If you do something like this
int f;
f = fork();
if (f == 0) {
printf("I am the child\n");
} else {
printf("I am the parent and the childs pid is %d\n",f);
}
You will see both the messages printed. They're being printed by two separate processes. This is they way you can differentiate between the two processes created.
This is the cool part. It's equal to BOTH.
Well, not really. But once fork returns, you now have two copies of your program running! Two processes. You can sort of think of them as alternate universes. In one, the return value is 0. In the other, it's the ID of the new process!
Usually you will have something like this:
p = fork();
if (p == 0){
printf("I am a child process!\n");
//Do child things
}
else {
printf("I am the parent process! Child is number %d\n", p);
//Do parenty things
}
In this case, both strings will get printed, but by different processes!
fork() is invoked in the parent process. Then a child process is spawned. By the time the child process spawns, fork() has finished its execution.

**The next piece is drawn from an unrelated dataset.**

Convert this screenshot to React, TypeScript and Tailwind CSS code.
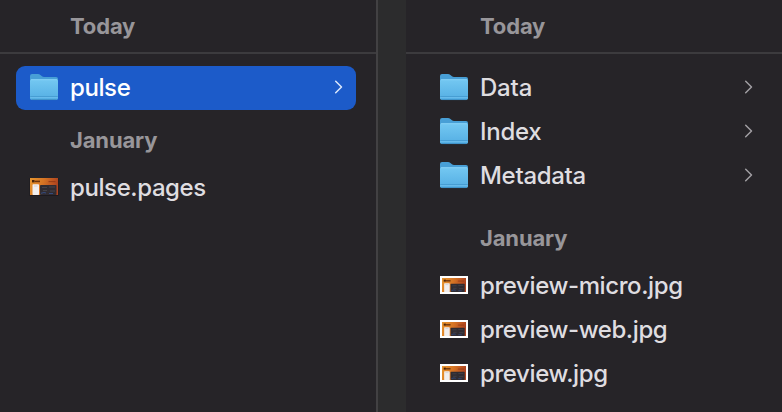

At this point, fork() is ready to return, but it returns a different value depending on whether it's in the parent or child. In the child process, it returns 0, and in the parent process/thread, it returns the child's process ID.

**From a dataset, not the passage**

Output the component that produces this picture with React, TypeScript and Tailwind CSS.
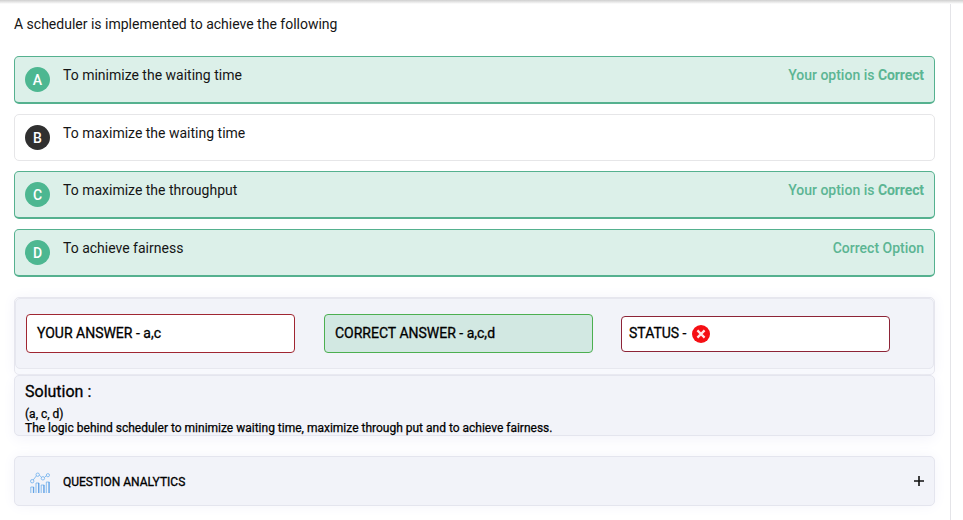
import React from "react";

type Option = {
  letter: string;
  text: string;
  correct: boolean;
  note?: React.ReactNode;
  box: string;
};

const chosen = (
  <>
    Your option is <b className="font-bold tracking-[-0.1px]">Correct</b>
  </>
);

const options: Option[] = [
  { letter: "A", text: "To minimize the waiting time", correct: true, note: chosen, box: "h-12 mb-2.5" },
  { letter: "B", text: "To maximize the waiting time", correct: false, box: "h-[47px] mb-2.5" },
  { letter: "C", text: "To maximize the throughput", correct: true, note: chosen, box: "h-12 mb-2.5" },
  { letter: "D", text: "To achieve fairness", correct: true, note: "Correct Option", box: "h-12" },
];

function OptionRow({ letter, text, correct, note, box }: Option) {
  return (
    <div
      className={`${box} flex items-start rounded-[5px] border pl-2.5 pr-2.5 ${
        correct ? "border-[#55b18f] border-b-2 bg-[#dcf0e9]" : "border-[#e6e6e8] bg-white"
      }`}
    >
      <span
        className={`mt-2.5 flex size-[25px] items-center justify-center rounded-full text-[14px] font-medium leading-none text-white ${
          correct ? "bg-[#4db791]" : "bg-[#303030]"
        }`}
      >
        {letter}
      </span>
      <span className="ml-[13px] mt-2 text-[14px] leading-5">{text}</span>
      {note && (
        <span className="ml-auto mt-2 text-[14px] font-medium leading-5 text-[#5bb593]">{note}</span>
      )}
    </div>
  );
}

function ErrorIcon() {
  return (
    <svg className="ml-1.5 size-[18px]" viewBox="0 0 18 18">
      <circle cx="9" cy="9" r="9" fill="#f50f14" />
      <path d="M5.4 5.4l7.2 7.2M12.6 5.4l-7.2 7.2" stroke="#ffe9e9" strokeWidth="2.2" />
    </svg>
  );
}

function AnalyticsIcon() {
  return (
    <svg className="h-[22px] w-5" viewBox="0 0 20 22" fill="none" stroke="#6fb0ee" strokeWidth="0.8">
      <path d="M3.2 8L6.5 3.7M9.3 3.2l2.3 2.1M14.5 5.4l2.1-1.9" />
      <circle cx="2.2" cy="9.2" r="1.7" />
      <circle cx="7.7" cy="2.7" r="1.7" />
      <circle cx="12.9" cy="6.3" r="1.7" />
      <circle cx="17.9" cy="3.2" r="1.6" />
      <path d="M.8 21v-6h3v6M6 21V11h3v10M11.2 21v-8h3v8M16.3 21V10h3v11" />
      <path d="M3.4 15v6M8.6 11v10M13.8 13v8M18.9 10v11" stroke="#4a90e0" />
    </svg>
  );
}

export default function App() {
  return (
    <div className="h-[520px] w-[963px] overflow-hidden bg-white font-[Roboto,sans-serif] text-[#151515]">
      <div className="h-1 bg-linear-to-b from-[#cfcfcf] to-white" />
      <main className="h-[516px] w-[951px] border-r border-[#e4e4e8] pl-3.5 pr-[15px] pt-2.5">
        <p className="mb-[22px] h-5 text-[14px] leading-5">A scheduler is implemented to achieve the following</p>
        <div>
          {options.map((o) => (
            <OptionRow key={o.letter} {...o} />
          ))}
        </div>
        <section className="mt-5 h-[78px] rounded-[5px] border border-[#e6e6ee] bg-[#f8f9fd] shadow-[0_0_14px_#f4f4fb]">
          <div className="flex h-[71px] items-center rounded-[5px] border border-[#e6e7ef] bg-[#f2f3f9] pl-2.5 text-[14px] leading-5 text-black [-webkit-text-stroke:0.3px_black]">
            <div className="flex h-[39px] w-[269px] items-center rounded border border-[#a02632] bg-white pb-0.5 pl-2.5">YOUR ANSWER - a,c</div>
            <div className="ml-[29px] flex h-[39px] w-[269px] items-center rounded border border-[#4caf50] bg-[#d2e8e2] pb-0.5 pl-2.5">
              CORRECT ANSWER - a,c,d
            </div>
            <div className="ml-7 flex h-9 w-[269px] items-center rounded border border-[#8d2437] bg-white pl-[7px]">
              <span className="pb-0.5">STATUS -</span> <ErrorIcon />
            </div>
          </div>
        </section>
        <section className="h-[61px] rounded-[5px] border border-[#e4e5ee] bg-[#f2f3f9] pl-2.5 pt-1.5 text-black shadow-[0_4px_14px_#f4f4fb]">
          <h2 className="text-[16px] leading-5 [-webkit-text-stroke:0.3px_black]">Solution :</h2>
          <p className="mt-[5px] text-[12px] leading-[14px] [-webkit-text-stroke:0.25px_black]">
            (a, c, d)
            <br />
            The logic behind scheduler to minimize waiting time, maximize through put and to achieve fairness.
          </p>
        </section>
        <section className="mt-5 flex h-[50px] items-center rounded-[5px] border border-[#e4e5ee] bg-[#f2f3f9] pl-[15px] pr-2.5 text-black shadow-[0_0_14px_#f4f4fb]">
          <div className="mt-1">
            <AnalyticsIcon />
          </div>
          <h3 className="ml-[13px] pt-0.5 text-[12px] leading-4 [-webkit-text-stroke:0.3px_black]">QUESTION ANALYTICS</h3>
          <svg className="ml-auto size-2.5" viewBox="0 0 10 10" stroke="#111" strokeWidth="1.6">
            <path d="M5 0v10M0 5h10" />
          </svg>
        </section>
      </main>
    </div>
  );
}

Fork creates a duplicate process and a new process context. When it returns a 0 value it means that a child process is running, but when it returns another value that means a parent process is running. We usually use wait statement so that a child process completes and parent process starts executing.
I think that it works like this:
when pid = fork(), the code should be executed two times, one is in current process, one is in child process.
So it explains why if/else both execute.
And the order is, first current process, and then execute the child.